This year our celebration of Easter falls on the eve of a race inspired by the legend of Pheidippides: the Boston Marathon. Now, the coincidence of Easter Sunday and the Boston Marathon landing on the same weekend doesn’t happen very often. It last happed in 2003, but it won’t happen again until 2014. To be honest, for a Boston church located on the corner of Boylston and Dartmouth Streets, the convergence of the Marathon and Easter Sunday is a tad inconvenient. All week, while we were in here observing Holy Week, with its somber services of Maundy Thursday and Good Friday, out there the city was in pre-Marathon party mode! In here, we were draping the cross in black, while out there the city was putting up colorful bunting.

It’s Easter Sunday and traffic is a mess, there is little or no hope of finding a parking space and, to top it all off, the city has fenced off our church and it is hard to find the front door! On this, the most important day in the church’s year, our beautiful building is wrapped ingloriously in chain-link fencing.

As I said, the coincidence of these two events occurring almost simultaneously is a tad inconvenient … but then, again, perhaps it is not. After all, the modern Marathon was inspired by a herald who ran to bring good news of victory … and that is precisely what we remember on Easter Day: that in this Easter story is news so good, so earth-shattering, and so extraordinary, that all of us – every single one of us – cannot help but wonder whether we should also become a Pheidippides … heralding news so wondrous that we cannot keep it to ourselves … telling it to all we can reach by any means.

The first Easter, not unlike this Easter in Boston, was a bit frenzied and chaotic. If you didn’t notice it in the reading of the Easter story from John’s gospel, there was a lot of running and racing about on that first Easter morning.
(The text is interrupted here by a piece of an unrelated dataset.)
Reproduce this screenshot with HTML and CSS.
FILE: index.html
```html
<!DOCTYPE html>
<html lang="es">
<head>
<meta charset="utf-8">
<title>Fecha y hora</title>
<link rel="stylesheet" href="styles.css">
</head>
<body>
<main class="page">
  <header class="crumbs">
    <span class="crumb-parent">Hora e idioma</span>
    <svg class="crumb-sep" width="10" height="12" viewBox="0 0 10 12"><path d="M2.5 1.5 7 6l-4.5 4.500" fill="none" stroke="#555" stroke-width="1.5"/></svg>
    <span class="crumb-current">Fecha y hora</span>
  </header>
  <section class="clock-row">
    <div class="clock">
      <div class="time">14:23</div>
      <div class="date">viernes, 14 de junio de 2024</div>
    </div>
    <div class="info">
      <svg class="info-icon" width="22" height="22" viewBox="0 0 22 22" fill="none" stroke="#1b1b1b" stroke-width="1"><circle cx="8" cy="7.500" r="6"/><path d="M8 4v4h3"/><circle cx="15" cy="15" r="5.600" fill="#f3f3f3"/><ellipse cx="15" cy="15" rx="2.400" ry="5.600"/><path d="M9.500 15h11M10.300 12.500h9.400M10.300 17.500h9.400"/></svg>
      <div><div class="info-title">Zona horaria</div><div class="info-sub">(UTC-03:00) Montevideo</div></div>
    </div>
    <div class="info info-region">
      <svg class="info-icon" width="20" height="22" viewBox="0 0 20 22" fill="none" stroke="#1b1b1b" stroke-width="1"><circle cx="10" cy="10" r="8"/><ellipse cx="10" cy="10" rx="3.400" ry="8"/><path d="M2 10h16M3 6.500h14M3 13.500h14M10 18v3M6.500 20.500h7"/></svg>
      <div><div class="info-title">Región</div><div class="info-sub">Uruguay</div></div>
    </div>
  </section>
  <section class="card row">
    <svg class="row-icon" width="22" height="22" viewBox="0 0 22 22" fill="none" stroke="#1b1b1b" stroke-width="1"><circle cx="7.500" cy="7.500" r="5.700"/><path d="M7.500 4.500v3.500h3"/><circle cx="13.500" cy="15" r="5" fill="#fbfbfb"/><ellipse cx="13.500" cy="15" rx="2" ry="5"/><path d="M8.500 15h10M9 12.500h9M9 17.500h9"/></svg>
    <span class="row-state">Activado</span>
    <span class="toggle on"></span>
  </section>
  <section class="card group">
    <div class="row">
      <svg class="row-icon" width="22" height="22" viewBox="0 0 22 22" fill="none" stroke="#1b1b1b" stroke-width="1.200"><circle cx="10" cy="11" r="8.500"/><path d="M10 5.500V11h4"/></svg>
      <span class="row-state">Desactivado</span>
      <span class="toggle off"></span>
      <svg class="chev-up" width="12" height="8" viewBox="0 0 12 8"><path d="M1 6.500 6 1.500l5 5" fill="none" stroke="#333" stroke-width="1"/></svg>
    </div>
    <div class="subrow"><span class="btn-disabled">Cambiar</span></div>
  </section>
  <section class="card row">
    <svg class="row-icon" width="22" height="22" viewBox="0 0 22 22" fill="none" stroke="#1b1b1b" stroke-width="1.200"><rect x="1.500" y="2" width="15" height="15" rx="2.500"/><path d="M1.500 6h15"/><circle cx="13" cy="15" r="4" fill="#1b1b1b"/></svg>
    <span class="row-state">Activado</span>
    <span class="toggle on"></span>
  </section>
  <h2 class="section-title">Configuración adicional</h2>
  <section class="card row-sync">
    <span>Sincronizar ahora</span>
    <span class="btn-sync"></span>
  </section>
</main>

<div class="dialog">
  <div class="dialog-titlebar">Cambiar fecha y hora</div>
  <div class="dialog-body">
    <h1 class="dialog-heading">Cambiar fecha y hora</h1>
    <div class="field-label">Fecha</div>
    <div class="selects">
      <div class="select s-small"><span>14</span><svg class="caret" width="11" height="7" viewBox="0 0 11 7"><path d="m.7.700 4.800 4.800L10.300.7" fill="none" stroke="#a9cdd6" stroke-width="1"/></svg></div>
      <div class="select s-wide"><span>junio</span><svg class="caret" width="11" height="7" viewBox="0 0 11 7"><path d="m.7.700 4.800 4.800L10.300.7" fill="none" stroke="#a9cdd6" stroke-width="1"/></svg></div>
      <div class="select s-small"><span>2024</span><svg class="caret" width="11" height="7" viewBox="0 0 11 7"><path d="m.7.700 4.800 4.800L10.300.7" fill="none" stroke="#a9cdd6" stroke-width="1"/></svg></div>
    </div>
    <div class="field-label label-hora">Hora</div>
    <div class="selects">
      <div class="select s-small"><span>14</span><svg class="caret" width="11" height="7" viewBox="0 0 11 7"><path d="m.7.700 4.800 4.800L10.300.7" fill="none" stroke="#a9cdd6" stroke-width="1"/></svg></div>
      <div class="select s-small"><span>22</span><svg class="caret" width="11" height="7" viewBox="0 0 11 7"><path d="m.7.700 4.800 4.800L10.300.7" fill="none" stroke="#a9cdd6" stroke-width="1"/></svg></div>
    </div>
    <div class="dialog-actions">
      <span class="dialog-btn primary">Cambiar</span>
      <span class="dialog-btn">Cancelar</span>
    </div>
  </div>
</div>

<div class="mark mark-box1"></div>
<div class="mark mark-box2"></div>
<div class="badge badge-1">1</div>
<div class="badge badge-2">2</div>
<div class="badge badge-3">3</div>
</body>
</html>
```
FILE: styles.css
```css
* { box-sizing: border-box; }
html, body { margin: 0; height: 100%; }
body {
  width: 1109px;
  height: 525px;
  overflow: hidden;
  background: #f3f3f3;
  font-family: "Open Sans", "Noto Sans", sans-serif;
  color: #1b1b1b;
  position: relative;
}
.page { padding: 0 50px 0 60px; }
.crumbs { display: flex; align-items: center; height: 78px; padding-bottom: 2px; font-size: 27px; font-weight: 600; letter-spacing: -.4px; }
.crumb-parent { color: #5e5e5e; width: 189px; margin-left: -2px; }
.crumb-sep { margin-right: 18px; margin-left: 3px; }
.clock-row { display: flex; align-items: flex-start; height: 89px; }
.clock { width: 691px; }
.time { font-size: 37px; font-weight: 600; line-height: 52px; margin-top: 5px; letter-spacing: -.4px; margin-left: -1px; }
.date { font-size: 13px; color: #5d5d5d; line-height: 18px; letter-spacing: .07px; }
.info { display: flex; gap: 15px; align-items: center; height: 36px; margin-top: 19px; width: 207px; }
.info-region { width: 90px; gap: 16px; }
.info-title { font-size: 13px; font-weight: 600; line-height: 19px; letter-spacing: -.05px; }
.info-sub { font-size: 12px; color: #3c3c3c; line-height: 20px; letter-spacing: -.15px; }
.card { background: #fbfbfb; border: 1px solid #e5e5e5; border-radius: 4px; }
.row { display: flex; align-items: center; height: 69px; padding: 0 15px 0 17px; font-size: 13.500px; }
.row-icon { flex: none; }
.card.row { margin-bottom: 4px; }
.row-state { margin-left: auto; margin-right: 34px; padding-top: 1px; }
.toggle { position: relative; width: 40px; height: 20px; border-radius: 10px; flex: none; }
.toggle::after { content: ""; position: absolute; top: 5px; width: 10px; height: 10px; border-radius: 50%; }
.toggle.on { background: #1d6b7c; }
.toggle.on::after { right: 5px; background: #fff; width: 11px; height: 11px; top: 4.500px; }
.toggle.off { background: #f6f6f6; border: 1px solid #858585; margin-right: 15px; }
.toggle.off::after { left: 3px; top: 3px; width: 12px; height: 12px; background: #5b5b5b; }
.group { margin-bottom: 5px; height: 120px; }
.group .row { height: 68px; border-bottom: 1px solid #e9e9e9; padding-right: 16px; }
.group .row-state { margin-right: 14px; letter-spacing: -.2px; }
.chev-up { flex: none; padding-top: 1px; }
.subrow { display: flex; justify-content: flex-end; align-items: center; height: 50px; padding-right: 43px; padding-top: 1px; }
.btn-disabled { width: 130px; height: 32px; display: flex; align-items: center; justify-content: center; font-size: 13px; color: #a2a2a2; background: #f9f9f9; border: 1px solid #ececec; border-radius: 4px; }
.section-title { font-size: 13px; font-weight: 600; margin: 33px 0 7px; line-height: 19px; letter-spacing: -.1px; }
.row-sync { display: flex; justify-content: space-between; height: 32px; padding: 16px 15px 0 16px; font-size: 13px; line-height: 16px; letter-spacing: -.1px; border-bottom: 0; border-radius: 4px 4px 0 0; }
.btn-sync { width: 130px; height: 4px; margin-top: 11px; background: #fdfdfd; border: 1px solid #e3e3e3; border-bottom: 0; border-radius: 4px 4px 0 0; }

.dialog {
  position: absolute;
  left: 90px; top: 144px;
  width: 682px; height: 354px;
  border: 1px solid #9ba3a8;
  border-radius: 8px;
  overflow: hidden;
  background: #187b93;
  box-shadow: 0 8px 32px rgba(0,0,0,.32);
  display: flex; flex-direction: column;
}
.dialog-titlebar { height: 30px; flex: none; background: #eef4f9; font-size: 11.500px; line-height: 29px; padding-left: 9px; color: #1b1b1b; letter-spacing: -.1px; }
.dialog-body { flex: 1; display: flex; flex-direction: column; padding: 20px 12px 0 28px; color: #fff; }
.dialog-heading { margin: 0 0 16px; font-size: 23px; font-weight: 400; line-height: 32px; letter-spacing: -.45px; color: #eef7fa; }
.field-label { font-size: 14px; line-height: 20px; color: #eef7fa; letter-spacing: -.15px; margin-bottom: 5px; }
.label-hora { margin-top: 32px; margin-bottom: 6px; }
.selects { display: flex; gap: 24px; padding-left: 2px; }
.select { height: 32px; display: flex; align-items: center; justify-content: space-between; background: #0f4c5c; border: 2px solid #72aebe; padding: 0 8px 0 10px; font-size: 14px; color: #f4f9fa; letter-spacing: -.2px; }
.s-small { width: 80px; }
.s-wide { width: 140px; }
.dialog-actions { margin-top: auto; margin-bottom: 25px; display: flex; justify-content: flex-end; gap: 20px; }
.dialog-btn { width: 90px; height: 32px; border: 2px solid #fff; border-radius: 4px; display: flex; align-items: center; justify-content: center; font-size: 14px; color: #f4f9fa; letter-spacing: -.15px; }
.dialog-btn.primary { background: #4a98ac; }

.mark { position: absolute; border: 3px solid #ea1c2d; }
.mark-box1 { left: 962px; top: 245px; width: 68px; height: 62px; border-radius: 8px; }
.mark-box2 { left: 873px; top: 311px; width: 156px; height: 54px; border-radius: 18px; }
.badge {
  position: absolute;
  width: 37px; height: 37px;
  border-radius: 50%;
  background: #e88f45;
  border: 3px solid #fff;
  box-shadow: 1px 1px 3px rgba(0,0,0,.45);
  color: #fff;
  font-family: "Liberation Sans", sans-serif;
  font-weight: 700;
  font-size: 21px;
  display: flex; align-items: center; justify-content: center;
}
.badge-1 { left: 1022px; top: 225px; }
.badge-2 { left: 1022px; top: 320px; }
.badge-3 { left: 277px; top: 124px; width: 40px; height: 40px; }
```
All of the racing about had to do with that morning’s news: whether Jesus was, or wasn’t, in the tomb; where his body had gone; what resurrection looked like and felt like … how it had been encountered … how to tell others … how to share, not only the good news, but also the emotions, reactions, expectations, hopes, and joys. The disciples became both investigative reporters and heralds … hunting down the news; then shouting it abroad … as far and as wide as their legs, and their voices, would carry.
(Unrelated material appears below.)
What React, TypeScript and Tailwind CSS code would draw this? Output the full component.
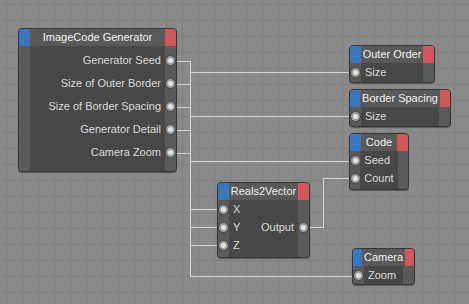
import React from "react";

type Row = { left?: string; right?: string; inPort?: boolean; outPort?: boolean };

type NodeProps = {
  pos: string;
  title: string;
  rows: Row[];
  big?: boolean;
};

const Port = () => (
  <div className="w-[9px] h-[9px] rounded-full bg-[#e4e4e4] border-[2px] border-[#9c9c9c] shadow-[0_0_0_1px_#4a4a4a]" />
);

const Node = ({ pos, title, rows, big }: NodeProps) => {
  const rowH = big ? "h-[23px]" : "h-[18px]";
  return (
    <div
      className={`absolute ${pos} flex flex-col rounded-[4px] overflow-hidden border border-[#363636] bg-[#474747] shadow-[0_1px_1px_rgba(0,0,0,0.35)]`}
    >
      <div className="flex h-[17px] shrink-0 bg-[#595959]">
        <div className="w-[11px] bg-[#3b76bd]" />
        <div className="flex-1 text-center text-[11px] leading-[17px] text-[#f2f2f2] px-[2px] whitespace-nowrap">
          {title}
        </div>
        <div className="w-[11px] bg-[#d0585b]" />
      </div>
      <div className="flex flex-1">
        <div className={`w-[11px] bg-[#5a5a5a] flex flex-col ${big ? "pt-[3px]" : ""}`}>
          {rows.map((r, i) => (
            <div key={i} className={`${rowH} flex items-center justify-center`}>
              {r.inPort && <Port />}
            </div>
          ))}
        </div>
        <div className={`flex-1 flex flex-col ${big ? "pt-[3px]" : ""}`}>
          {rows.map((r, i) => (
            <div
              key={i}
              className={`${rowH} flex items-center justify-between px-[4px] text-[11px] text-[#dcdcdc] whitespace-nowrap`}
            >
              <span>{r.left}</span>
              <span>{r.right}</span>
            </div>
          ))}
        </div>
        <div className={`w-[11px] bg-[#5a5a5a] flex flex-col ${big ? "pt-[3px]" : ""}`}>
          {rows.map((r, i) => (
            <div key={i} className={`${rowH} flex items-center justify-center`}>
              {r.outPort && <Port />}
            </div>
          ))}
        </div>
      </div>
    </div>
  );
};

const Wires = () => (
  <svg className="absolute inset-0" width="469" height="304" shapeRendering="crispEdges">
    <g stroke="#d4d4d4" strokeWidth="1" fill="none">
      {/* generator outputs into the bus */}
      <path d="M177 61.5H190.5M177 84.5H190.5M177 107.5H190.5M177 130.5H190.5M177 153.5H190.5" />
      <path d="M190.5 61.5V276.5" />
      <path d="M190.5 72.5H352M190.5 116.5H352M190.5 161.5H352" />
      <path d="M190.5 209.5H220M190.5 227.5H220M190.5 245.5H220" />
      <path d="M190.5 276.5H355" />
      {/* reals output to code count */}
      <path d="M309 227.5H323.5V178.5H352" />
    </g>
  </svg>
);

export default function App() {
  return (
    <div
      className="relative w-[469px] h-[304px] overflow-hidden bg-[#8a8a8a] bg-[linear-gradient(to_right,#808080_1px,transparent_1px),linear-gradient(to_bottom,#808080_1px,transparent_1px)] bg-[size:16px_16px] bg-[position:6px_4px]"
      style={{ fontFamily: '"Liberation Sans", Arial, sans-serif' }}
    >
      <Wires />
      <Node
        big
        pos="left-[18px] top-[28px] w-[159px] h-[144px]"
        title="ImageCode Generator"
        rows={[
          { right: "Generator Seed", outPort: true },
          { right: "Size of Outer Border", outPort: true },
          { right: "Size of Border Spacing", outPort: true },
          { right: "Generator Detail", outPort: true },
          { right: "Camera Zoom", outPort: true },
        ]}
      />
      <Node
        pos="left-[349px] top-[45px] w-[86px] h-[38px]"
        title="Outer Order"
        rows={[{ left: "Size", inPort: true }]}
      />
      <Node
        pos="left-[349px] top-[89px] w-[102px] h-[38px]"
        title="Border Spacing"
        rows={[{ left: "Size", inPort: true }]}
      />
      <Node
        pos="left-[349px] top-[133px] w-[60px] h-[57px]"
        title="Code"
        rows={[
          { left: "Seed", inPort: true },
          { left: "Count", inPort: true },
        ]}
      />
      <Node
        pos="left-[217px] top-[182px] w-[93px] h-[76px]"
        title="Reals2Vector"
        rows={[
          { left: "X", inPort: true },
          { left: "Y", right: "Output", inPort: true, outPort: true },
          { left: "Z", inPort: true },
        ]}
      />
      <Node
        pos="left-[352px] top-[248px] w-[63px] h-[37px]"
        title="Camera"
        rows={[{ left: "Zoom", inPort: true }]}
      />
    </div>
  );
}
And what is the news? Pheidippides ran to tell the Greeks the news that their land was still theirs … Greece had not fallen to the Persians. That was good news, indeed.

But what is our news? What is our Easter news? Like Pheidippides, we too have news of victory to share. News that our lives – even in death – are still ours! We are not conquered by death: this most feared and pernicious of human enemies. Indeed, death itself is conquered.

No wonder there was chaos at the tomb that first Easter morning! No wonder there was competition among the disciples to get there first! … to run and look and see for themselves. Then … with their own mouths, to tell the news of what they themselves had seen and heard.

And, what was the news?

That God had raised Jesus from the dead …. And Jesus was not any-old-body to have raised from the dead: he was the one who loved lepers. He was the one who ate with sinners. He was the one who conversed familiarly with women, who turned water into wine, who made the lame well, and the ill whole. He was the one who gave hope to those who were plunged in despair, and who opened the doors of prisons. He was the one who conferred upon even the most wretched and despised, a belief in their own goodness and dignity. He was the one who had Samaritans talking to Galileans, and Jews talking to Gentiles, and slaves sitting down to supper with their masters, and Roman citizens and Ethiopians singing hymns together.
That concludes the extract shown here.